Nielsen, under fire from its TV network clients, defended its methodology and said its numbers, which show big declines in viewing since the beginning of the pandemic, are accurate.
The ratings company denied claims by the Video Advertising Bureau that viewing was being under-reported because Nielsen allowed its panel size to shrivel during the pandemic and said that changes in viewers' behavior and the lack of original episodes of shows and the cancellation of games by sports leagues caused a drop in viewing.
“Nielsen looked internally at its own process for estimating the ratings via our observational panel, a source of audience estimates that fuels the media industry,” Nielsen said in a blog post Friday. “While this drove a sample size smaller than it was pre-COVID, it remains robust and representative”.
Nielsen said that total TV viewing has declined in recent years. In the first quarter of 2019, on average, 20.8% of people 2 years old and older were using television across the total day. That declined to 19.1% in the first quarter of 2021.
That number is bad news for the networks, which are getting ready to sell advertising for the 2021-22 season in the upfront market.
Nielsen did say that as a result of the 20% decrease in its sample, the standard error for its estimates is up slightly.
"What we see is despite the decline in the sample. There is no material statistical difference, right the error has increased but the confidence interval is still high as we have reported," Mainak Mazumdar, Nielsen’s chief research officer, said in an interview with Broadcasting+Cable.
The error for February 2020 for primetime households using television was plus or minute 0.229. For February 2021, it was 0.26.
That means that for February 2020, Nielsen was confident that when reporting a 48.67 ratings estimate, that the ratings could have been as low as 48.44 or as high as 48.90.
For the same 48.67 rating in February 2021, based on the reduced sample size and updated weights, the estimate could have been as low as 48.41 or as high as 48.93, Nielsen said.
“We feel the standard error needs to be accounted for when folks are forecasting their inventory for rest of the year into upfront, Mazumdar said
In its blog post, Nielsen said that advertising buyers and sellers should “consider” the many factors affecting TV at this as they look at the numbers.
The VAB was looking for more than that, saying that a research paper about standard error was not what the industry needed at this point.
Mazumdar said that it has been going back over the behaviors being reported out of the sample homes.

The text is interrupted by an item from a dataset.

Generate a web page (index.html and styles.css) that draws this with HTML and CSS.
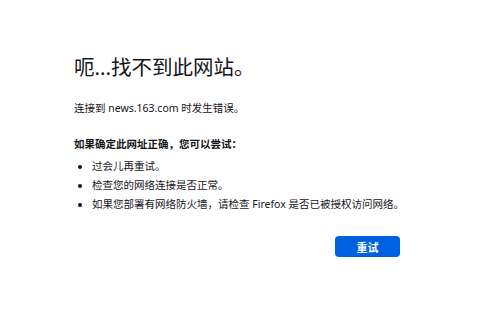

Nielsen has found that its numbers reflect what the viewing--or non viewing--that was happening in those homes.
“We're going back and we don't we don't see anything there [that wold cause us] to make adjustments,” Mazumdar said.
“The behavior change is a big deal because as we go back to these homes we see these are legitimate changes that these households made in their lives that impacts their media behavior,” he said.
In its blog post, Nielsen noted that the pandemic has both bottlenecked and accelerated aspects of the media industry, acting as a polarizing factor for consumer segments
Those changes were spurred by production disruptions caused by COVID. Nielsen said there were 13% fewer new episodes on traditional TV in October 2020 compared to the same month in 2019. That led to a 75% increase in programming repeats.
Premieres of shows were 29 days later at the start of the 2020-21 TV season compared to the previous year.
While traditional TV undoubtedly declined, total minutes streamed directly to the TV glass, across streaming-capable homes, increased from 117.7 billion to 132 billion, Nielsen said.
“Ahead of this year’s TV upfronts/newfronts, media buyers and sellers need to take heed of these trends and understand the unique impact COVID has had not just on programming and content, but on all aspects of the industry,” Nielsen said in its post.
Nielsen’s Mazumdar also took issue with the VAB’s contention that it had abandoned its panel during the pandemic.
Nielsen, like other companies, was disrupted by COVID. “We adapted very quickly to these challenges by making modifications to our procedures as well as developing new ways to safely recruit, install and maintain our industry-leading panels,” he said.
Those changes were spelled out to clients last year.
Those changes included remote recruitment of sample homes, introduction of a new nano-meter that members of Nielsen panel homes can install themselves, and the use of proximity visits that allowed the company to perform maintenance on its panelists and equipment from a safe distance.
Now that pandemic appear to be winding down, Nielsen’s field force is fully back at work, Mazumdar said.
“We want to make sure we go back to the sample size w had in a pre-COVID level.” he said.